Kementerian Pertanian, diakui Mardiyah terus melakukan perbaikan tata kelola produksi cabai melalui manajemen pola tanam berbasis kebutuhan riil.
“Kami hitung detail kebutuhan cabai sebagai dasar perencanaan produksi. Kami evaluasi mana daerah surplus mana yang masih minus agar membantu memudahkan pengaturan distribusi antar wilayah. Ada semuanya (datanya),” tandas Mardiyah.
Terkait benih unggul, pihaknya akan mendorong benih-benih lokal yang terbukti adaptif terhadap perubahan cuaca untuk dilakukan sertifikasi.
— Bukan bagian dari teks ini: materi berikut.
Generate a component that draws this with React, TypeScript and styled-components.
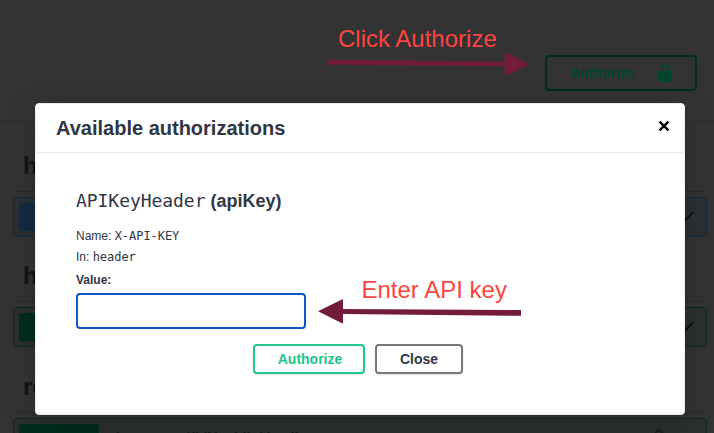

“Selama ini benih hibrida produksi pabrikan banyak mendominasi. Benih-benih lokal yang unggul dan adaptif juga terus kita pacu pengembangannya. Namun harus tetap diupayakan tersertifikasi untuk melindungi petani cabai,” pungkas Mardiyah.
“Sebagai contoh baru baru ini Ditjen Hortikultura berkunjung ke Cianjur dan bertemu petani yang tanam cabai lokal dikenal di pasar sebagai cabai domba atau cabai setan, ternyata bisa panen sampai 60 kali dengan hasil mencapai 15 ton per hektar, dan relatif tahan kekeringan, kekayaan alam Indonesia seperti inilah yang seharusnya dikembangkan oleh perusahaan perbenihan” tambah Mardiyah.
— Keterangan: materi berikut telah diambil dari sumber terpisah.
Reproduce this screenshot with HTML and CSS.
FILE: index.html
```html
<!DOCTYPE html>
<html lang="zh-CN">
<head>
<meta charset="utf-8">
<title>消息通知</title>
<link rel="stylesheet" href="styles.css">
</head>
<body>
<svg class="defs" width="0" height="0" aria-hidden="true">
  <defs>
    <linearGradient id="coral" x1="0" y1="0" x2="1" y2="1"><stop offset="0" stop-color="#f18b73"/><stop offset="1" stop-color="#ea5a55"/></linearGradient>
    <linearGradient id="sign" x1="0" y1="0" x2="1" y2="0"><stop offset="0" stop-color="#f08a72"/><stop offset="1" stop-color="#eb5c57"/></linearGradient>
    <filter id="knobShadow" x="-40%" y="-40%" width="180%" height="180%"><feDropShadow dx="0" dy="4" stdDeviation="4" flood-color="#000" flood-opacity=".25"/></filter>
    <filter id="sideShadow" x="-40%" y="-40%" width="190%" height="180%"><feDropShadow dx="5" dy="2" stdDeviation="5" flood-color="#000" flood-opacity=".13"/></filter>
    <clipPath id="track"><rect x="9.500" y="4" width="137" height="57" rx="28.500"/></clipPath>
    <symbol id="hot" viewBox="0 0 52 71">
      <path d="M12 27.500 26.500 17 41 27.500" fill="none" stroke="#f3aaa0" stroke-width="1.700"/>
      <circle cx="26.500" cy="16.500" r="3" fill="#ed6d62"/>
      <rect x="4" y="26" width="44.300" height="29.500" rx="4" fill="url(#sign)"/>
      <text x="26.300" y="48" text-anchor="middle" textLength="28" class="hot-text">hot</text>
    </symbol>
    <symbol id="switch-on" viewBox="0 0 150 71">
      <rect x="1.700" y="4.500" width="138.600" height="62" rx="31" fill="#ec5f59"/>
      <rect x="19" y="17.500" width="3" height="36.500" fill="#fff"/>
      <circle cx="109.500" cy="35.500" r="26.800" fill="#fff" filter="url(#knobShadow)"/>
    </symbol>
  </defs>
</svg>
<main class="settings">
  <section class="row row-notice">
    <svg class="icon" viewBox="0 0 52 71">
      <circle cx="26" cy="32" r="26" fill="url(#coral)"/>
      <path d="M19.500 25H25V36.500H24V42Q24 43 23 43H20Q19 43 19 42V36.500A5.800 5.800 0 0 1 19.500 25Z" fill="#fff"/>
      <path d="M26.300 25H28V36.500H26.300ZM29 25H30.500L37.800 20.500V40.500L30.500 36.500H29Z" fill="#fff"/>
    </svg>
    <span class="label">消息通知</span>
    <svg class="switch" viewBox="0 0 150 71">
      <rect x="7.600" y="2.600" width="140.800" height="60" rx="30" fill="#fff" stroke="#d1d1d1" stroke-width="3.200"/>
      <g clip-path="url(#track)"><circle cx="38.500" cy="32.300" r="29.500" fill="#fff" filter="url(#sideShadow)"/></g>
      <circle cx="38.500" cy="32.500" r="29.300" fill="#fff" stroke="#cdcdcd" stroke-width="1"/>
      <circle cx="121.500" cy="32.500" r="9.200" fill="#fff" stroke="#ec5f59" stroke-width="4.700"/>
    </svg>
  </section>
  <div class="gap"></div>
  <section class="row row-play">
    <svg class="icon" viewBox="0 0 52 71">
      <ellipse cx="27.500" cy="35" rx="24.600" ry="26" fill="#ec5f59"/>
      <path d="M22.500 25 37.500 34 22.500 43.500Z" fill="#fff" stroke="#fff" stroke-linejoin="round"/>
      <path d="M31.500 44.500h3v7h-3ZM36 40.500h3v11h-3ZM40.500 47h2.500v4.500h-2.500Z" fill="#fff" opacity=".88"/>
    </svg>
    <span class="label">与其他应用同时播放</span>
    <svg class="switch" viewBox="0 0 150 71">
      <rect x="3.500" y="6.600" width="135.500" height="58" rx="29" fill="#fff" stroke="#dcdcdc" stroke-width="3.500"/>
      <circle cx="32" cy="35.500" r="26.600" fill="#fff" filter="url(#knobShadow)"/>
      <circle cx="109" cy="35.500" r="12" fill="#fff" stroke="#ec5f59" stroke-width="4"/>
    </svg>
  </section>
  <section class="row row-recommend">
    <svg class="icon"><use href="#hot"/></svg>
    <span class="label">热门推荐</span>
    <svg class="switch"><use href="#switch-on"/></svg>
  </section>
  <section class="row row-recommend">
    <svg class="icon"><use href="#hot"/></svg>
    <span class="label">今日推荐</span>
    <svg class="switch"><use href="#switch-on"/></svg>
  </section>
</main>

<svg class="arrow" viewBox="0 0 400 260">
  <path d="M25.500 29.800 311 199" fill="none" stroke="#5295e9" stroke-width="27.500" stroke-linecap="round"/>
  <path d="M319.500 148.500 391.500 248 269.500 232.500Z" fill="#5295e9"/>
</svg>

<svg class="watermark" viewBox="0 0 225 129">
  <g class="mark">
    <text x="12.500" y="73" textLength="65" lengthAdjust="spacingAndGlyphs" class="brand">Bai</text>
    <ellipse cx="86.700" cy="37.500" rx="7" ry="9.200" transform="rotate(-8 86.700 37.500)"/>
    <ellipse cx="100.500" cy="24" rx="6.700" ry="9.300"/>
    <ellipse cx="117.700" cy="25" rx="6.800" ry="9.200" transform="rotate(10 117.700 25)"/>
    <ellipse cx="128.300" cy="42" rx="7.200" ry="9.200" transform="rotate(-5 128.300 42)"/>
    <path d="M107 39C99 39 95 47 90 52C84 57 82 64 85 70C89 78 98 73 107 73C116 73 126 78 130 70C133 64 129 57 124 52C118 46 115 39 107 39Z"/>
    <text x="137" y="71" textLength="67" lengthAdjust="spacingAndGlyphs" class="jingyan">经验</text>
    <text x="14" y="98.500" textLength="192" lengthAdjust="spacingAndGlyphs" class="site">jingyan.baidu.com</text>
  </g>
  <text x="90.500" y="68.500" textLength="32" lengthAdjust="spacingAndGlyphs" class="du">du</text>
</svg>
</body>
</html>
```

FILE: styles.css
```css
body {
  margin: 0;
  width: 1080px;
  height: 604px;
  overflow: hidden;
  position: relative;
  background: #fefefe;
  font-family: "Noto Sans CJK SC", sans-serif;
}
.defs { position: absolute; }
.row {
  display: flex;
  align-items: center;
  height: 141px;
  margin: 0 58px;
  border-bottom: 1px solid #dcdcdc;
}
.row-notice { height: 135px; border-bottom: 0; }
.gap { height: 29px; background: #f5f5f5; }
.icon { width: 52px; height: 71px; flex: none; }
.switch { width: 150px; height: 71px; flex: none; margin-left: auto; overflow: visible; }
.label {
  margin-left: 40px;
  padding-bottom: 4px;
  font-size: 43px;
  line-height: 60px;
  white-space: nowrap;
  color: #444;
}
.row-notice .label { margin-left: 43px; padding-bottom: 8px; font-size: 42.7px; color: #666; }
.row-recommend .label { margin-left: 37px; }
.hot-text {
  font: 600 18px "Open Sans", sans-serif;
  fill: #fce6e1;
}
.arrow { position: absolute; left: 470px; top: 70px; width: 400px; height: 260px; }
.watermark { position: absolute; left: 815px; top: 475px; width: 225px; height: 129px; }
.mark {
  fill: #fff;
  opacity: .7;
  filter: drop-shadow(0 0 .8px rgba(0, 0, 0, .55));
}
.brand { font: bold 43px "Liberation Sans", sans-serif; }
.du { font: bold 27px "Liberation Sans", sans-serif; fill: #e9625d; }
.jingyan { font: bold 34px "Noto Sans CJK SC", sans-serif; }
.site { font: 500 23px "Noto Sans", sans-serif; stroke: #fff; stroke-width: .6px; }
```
“Coba seandainya banyak petani cabai tanam varietas seperti ini, walaupun musim kemarau pasti cabainya tahan karena tanaman cabai tidak perlu banyak air. Banyak cabai rawit lokal yang petani enggan beralih ke lain hati seperti yang ada di Jawa Timur dengan nama lokal Manu, Prentul, Brenggolo dan lain lain, kita dorong Dinas Pertanian setempat untuk mendaftarkan cabai lokal tersebut supaya punya nama resmi” tukasnya
Praktisi cabai, Abdul Hamid, mengapresiasi upaya Kementan menjaga pasokan cabai.
“Ini tugas kita bersama. Para petani juga harus terus didampingi dan dihimbau agar lebih efisien lagi dalam mengelola usaha budidaya berbasis teknologi maju. Makin efisien biaya produksinya, petani akan semakin tangguh menghadapi kondisi dinamika harga apapun,” kata Hamid.